居場所(全1ページ/微腐/ボカロ/KAITO、AKAITO、帯人/亜種差別設定)
「帰りましたー」 毎日寄り道をせずに帰宅する。 「マスター?」 どうやらマスターは出かけているらしい。 寂しいけれど、ある意味安堵した。 「ただいま」 マスターの家の一番奥の部屋の扉を開く。 「おかえりなさい」 「遅え」 「これでもまっすぐ帰ってきてるんだよ」 その部屋にいたのは、自分と瓜二つの二人。 「こいつと二人とかイライラすんだよ」 真っ赤な髪を持った彼が舌打ちとともに呟く。 「別に僕が何しようと勝手でしょ?」 「……またやったのか?」 「うん」 無邪気な笑顔でうなずくのは全身に包帯をまとった紫の彼。 「お願いだから、やめてくれよ……」 彼に近付くと微かに香る血のにおい。 「あーくん、そんなに睨まないでよ」 彼は止めるとは言ってくれなかった。その代わりにアカイトに言葉を投げる。 僕が帯人の手首を治療している間、アカイトと帯人の下らない口論が続いた。 「カイト」 「何、あーくん」 「外に出たい」 「……そうだね」 夏は日が長い。人目を避けなければならないアカイトは外出できる機会が減っていた。 「夜か、じゃあ、お祭りに行こうか」 「人たくさんいるだろ」 「でも、外に出たいし、お祭りいってみたいだろ?」 アカイトのつりあがった目は正直だ。 「逆に人が多すぎるから、大丈夫だよ。帯人も行く?」 「僕はいい。こんな恰好じゃさすがに人目を引くでしょ?」 「……あれをやめれば包帯なんてすぐ取れるんだよ」 「無理だよ、僕は必死なんだ」 「……そんなことしなくたって」 「僕が不安なんだ。あーくんだって」 「俺は違う」 「ふーん。じゃあカイトを独り占めしても怒らないよね?」 「…………」 「帯人、止めろ」 僕はアカイトと向き合った。 「僕はいなくならない。お前らを見捨てない」 「…………」 「外に行きたいならいくらでも付き合う。何よりお前らを優先してる。それじゃあ、不満?」 「……不満なんて一言も言ってねーよ」 「そうだね」 僕は笑う。 僕の分身。

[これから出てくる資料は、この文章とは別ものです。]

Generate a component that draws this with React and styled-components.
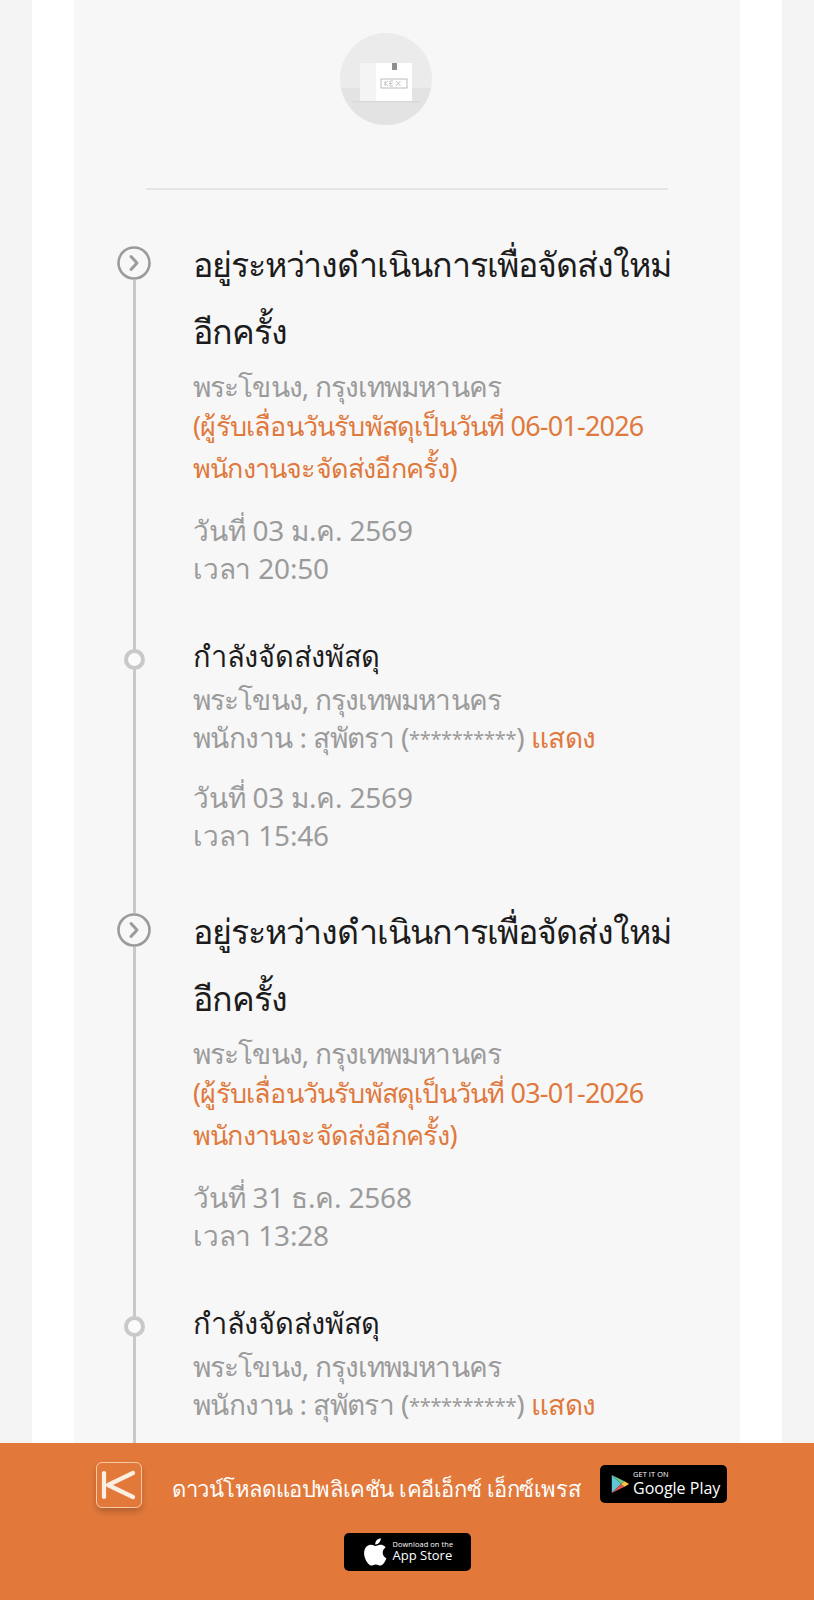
import React from 'react';
import styled, { createGlobalStyle } from 'styled-components';

const Global = createGlobalStyle`
  html, body { margin: 0; padding: 0; background: #f4f4f4; }
  body { font-family: "Noto Sans", "Liberation Sans", sans-serif; height: 1600px; overflow: hidden; }
`;
const Page = styled.div`height: 1600px; overflow: hidden; padding: 0 32px; box-sizing: border-box;`;
const Sheet = styled.main`background: #fff; padding: 0 42px; height: 1600px; box-sizing: border-box;`;
const Panel = styled.section`background: #f7f7f7; height: 1600px; padding: 33px 0 0; box-sizing: border-box; overflow: hidden;`;
const Avatar = styled.div`
  width: 92px; height: 92px; border-radius: 50%; margin: 0 0 0 266px; overflow: hidden;
  svg { display: block; }
`;
const Divider = styled.hr`border: 0; height: 2px; background: #e4e4e4; margin: 63px 72px 0 72px;`;
const Timeline = styled.ol`list-style: none; margin: 0; padding: 0; position: relative;`;
const Step = styled.li`
  position: relative; padding-left: 119px; padding-right: 20px;
  padding-top: ${p => p.$top}px; padding-bottom: ${p => p.$bottom}px;
  &::before { content: ""; position: absolute; left: 59px; top: ${p => p.$lineTop}px; bottom: 0; width: 3px; background: #c9c9c9; }
`;
const Marker = styled.span`
  position: absolute; left: 43px; top: ${p => p.$top}px; width: 34px; height: 34px; background: #f7f7f7; border-radius: 50%; display: block;
  svg { display: block; }
`;
const Dot = styled.span`
  position: absolute; left: 50px; top: ${p => p.$top}px; width: 21px; height: 21px; box-sizing: border-box;
  border: 4px solid #c9c9c9; background: #fbfbfb; border-radius: 50%; display: block;
`;
const BigTitle = styled.h2`margin: 0 0 2px; font-weight: 400; font-size: 34px; letter-spacing: -1.1px; line-height: 67px; color: #1c1c1c; white-space: nowrap;`;
const SmallTitle = styled.h3`margin: 0; font-weight: 400; font-size: 29px; letter-spacing: -.3px; line-height: 49px; color: #1c1c1c;`;
const Place = styled.p`margin: 0; font-size: 28px; letter-spacing: -.9px; line-height: 38px; color: #9b9b9b; white-space: nowrap;`;
const Staff = styled(Place)`letter-spacing: -.55px;`;
const Note = styled.p`margin: 0; font-size: 27px; letter-spacing: -.8px; line-height: 42px; color: #e0793d; white-space: nowrap;`;
const When = styled.p`margin: ${p => p.$gap}px 0 0; font-size: 28px; letter-spacing: -.2px; line-height: 38px; color: #9b9b9b;`;
const Time = styled.p`margin: 0; font-size: 28px; letter-spacing: -.2px; line-height: 38px; color: #9b9b9b;`;
const Show = styled.span`color: #e0793d;`;
const Stars = styled.span`font-size: 20px; letter-spacing: -.3px; vertical-align: 2px;`;
const Banner = styled.footer`
  position: fixed; left: 0; right: 0; bottom: 0; height: 157px; background: #e2793b;
  display: flex; flex-direction: column; align-items: center;
`;
const BannerRow = styled.div`display: flex; align-items: center; margin-top: 19px; margin-left: 9px; height: 46px;`;
const AppIcon = styled.div`
  width: 46px; height: 46px; border-radius: 6px; border: 1.5px solid #f9c9a3; box-shadow: 0 4px 6px rgba(0,0,0,.2);
  box-sizing: border-box; margin-right: 30px; svg { display: block; }
`;
const BannerText = styled.span`font-size: 22px; letter-spacing: -.42px; color: #fff; white-space: nowrap; width: 406px; margin-right: 22px; line-height: 40px; margin-top: 6px;`;
const Store = styled.div`
  width: 127px; height: 38px; background: #000; border-radius: 5px; color: #fff;
  display: flex; align-items: center; box-sizing: border-box; font-family: "Open Sans", sans-serif;
`;
const AppStore = styled(Store)`margin-top: 25px; padding-left: 16px; gap: 1px;`;
const PlayStore = styled(Store)`padding-left: 10px; gap: 3px; margin-top: -2px;`;
const StoreText = styled.div`display: flex; flex-direction: column; line-height: 1;`;
const StoreTiny = styled.span`font-size: 7.4px; letter-spacing: .1px;`;
const StoreName = styled.span`font-size: ${p => p.$size}px; line-height: ${p => p.$lh}px; font-weight: ${p => p.$weight};`;

const Big = ({ first, note, date, time }) => (
  <Step $top={first ? 41 : 44} $bottom={18} $lineTop={first ? 59 : 0}>
    <Marker $top={first ? 56 : 59}>
      <svg width="34" height="34" viewBox="0 0 34 34" fill="none" stroke="#9b9b9b">
        <circle cx="17" cy="17" r="15.5" strokeWidth="2.6" />
        <path d="M14 10.500 L20 17 L14 23.500" strokeWidth="3" strokeLinecap="round" strokeLinejoin="round" />
      </svg>
    </Marker>
    <BigTitle>อยู่ระหว่างดำเนินการเพื่อจัดส่งใหม่<br />อีกครั้ง</BigTitle>
    <Place>พระโขนง, กรุงเทพมหานคร</Place>
    <Note>(ผู้รับเลื่อนวันรับพัสดุเป็นวันที่ {note}<br />พนักงานจะจัดส่งอีกครั้ง)</Note>
    <When $gap={22}>{date}</When>
    <Time>{time}</Time>
  </Step>
);
const Small = ({ date, time, bottom = 0 }) => (
  <Step $top={26} $bottom={bottom} $lineTop={0}>
    <Dot $top={44} />
    <SmallTitle>กำลังจัดส่งพัสดุ</SmallTitle>
    <Place>พระโขนง, กรุงเทพมหานคร</Place>
    <Staff>พนักงาน : สุพัตรา (<Stars>**********</Stars>) <Show>แสดง</Show></Staff>
    {date && <When $gap={20}>{date}</When>}
    {time && <Time>{time}</Time>}
  </Step>
);

export default function App() {
  return (
    <Page>
      <Global />
      <Sheet>
        <Panel>
          <Avatar>
            <svg width="92" height="92" viewBox="0 0 92 92">
              <rect width="92" height="92" fill="#ebebeb" />
              <rect y="55" width="92" height="37" fill="#e3e3e3" />
              <rect x="20" y="30" width="52" height="38" fill="#f4f4f4" />
              <rect x="36" y="30" width="36" height="38" fill="#ffffff" />
              <rect x="13" y="68" width="67" height="1.500" fill="#d9d9d9" />
              <rect x="52" y="30" width="5" height="7" fill="#8f8f8f" />
              <rect x="41" y="46" width="26" height="9" fill="#fff" stroke="#aaa" strokeWidth=".8" />
              <path d="M45 48v5M45 50.500l3-2.500M45 50.500l3 2.500M53 48h-3v5h3M50 50.500h2.500M56 48l4.500 5M60.500 48l-4.500 5" fill="none" stroke="#aaa" strokeWidth=".7" />
            </svg>
          </Avatar>
          <Divider />
          <Timeline>
            <Big first note="06-01-2026" date="วันที่ 03 ม.ค. 2569" time="เวลา 20:50" />
            <Small date="วันที่ 03 ม.ค. 2569" time="เวลา 15:46" />
            <Big note="03-01-2026" date="วันที่ 31 ธ.ค. 2568" time="เวลา 13:28" />
            <Small bottom={60} />
          </Timeline>
        </Panel>
      </Sheet>
      <Banner>
        <BannerRow>
          <AppIcon>
            <svg width="43" height="43" viewBox="0 0 43 43" fill="none" stroke="#fdeee2" strokeWidth="4.200" strokeLinecap="round" strokeLinejoin="round">
              <path d="M7 10 V34" />
              <path d="M36 10 L11 22 L36 34" />
            </svg>
          </AppIcon>
          <BannerText>ดาวน์โหลดแอปพลิเคชัน เคอีเอ็กซ์ เอ็กซ์เพรส</BannerText>
          <PlayStore>
            <svg width="20" height="22" viewBox="0 0 22 22">
              <path d="M2 1 L12 11 L2 21 Z" fill="#5fc6d8" />
              <path d="M2 1 L16 8 L12 11 Z" fill="#6dc58b" />
              <path d="M2 21 L16 14 L12 11 Z" fill="#e2574c" />
              <path d="M16 8 L21 11 L16 14 L12 11 Z" fill="#f6c544" />
            </svg>
            <StoreText>
              <StoreTiny>GET IT ON</StoreTiny>
              <StoreName $size={16} $lh={18} $weight={500}>Google Play</StoreName>
            </StoreText>
          </PlayStore>
        </BannerRow>
        <AppStore>
          <svg width="32" height="32" viewBox="0 0 24 24" fill="#fff">
            <path d="M17.05 12.54c-.03-2.6 2.12-3.85 2.22-3.91-1.21-1.77-3.09-2.01-3.76-2.04-1.6-.16-3.12.94-3.93.94-.81 0-2.06-.92-3.39-.89-1.74.03-3.35 1.01-4.25 2.57-1.81 3.14-.46 7.8 1.3 10.35.86 1.25 1.89 2.65 3.24 2.6 1.3-.05 1.79-.84 3.36-.84 1.57 0 2.01.84 3.39.81 1.4-.02 2.28-1.27 3.14-2.53.99-1.45 1.4-2.86 1.42-2.93-.03-.01-2.72-1.04-2.74-4.13zM14.47 4.9c.72-.87 1.2-2.08 1.07-3.28-1.03.04-2.28.69-3.02 1.55-.66.77-1.24 2-1.09 3.18 1.15.09 2.33-.58 3.04-1.45z" />
          </svg>
          <StoreText>
            <StoreTiny>Download on the</StoreTiny>
            <StoreName $size={13} $lh={15} $weight={400}>App Store</StoreName>
          </StoreText>
        </AppStore>
      </Banner>
    </Page>
  );
}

バグによって生まれた、もう一人の僕。 言いかえれば、僕の弱さから生まれた。 自分であって、自分ではない。 紛い物の君たちは表に出ることは許されない。 僕にすがるしかない。 いいよ、いくらでも頼って。 君らが望むのなら、唯一の居場所になろう。 それくらいしか、してあげられないのだから。
本当は中編ネタです。鏡音とかクオとか出てきます。 書くかは考え中。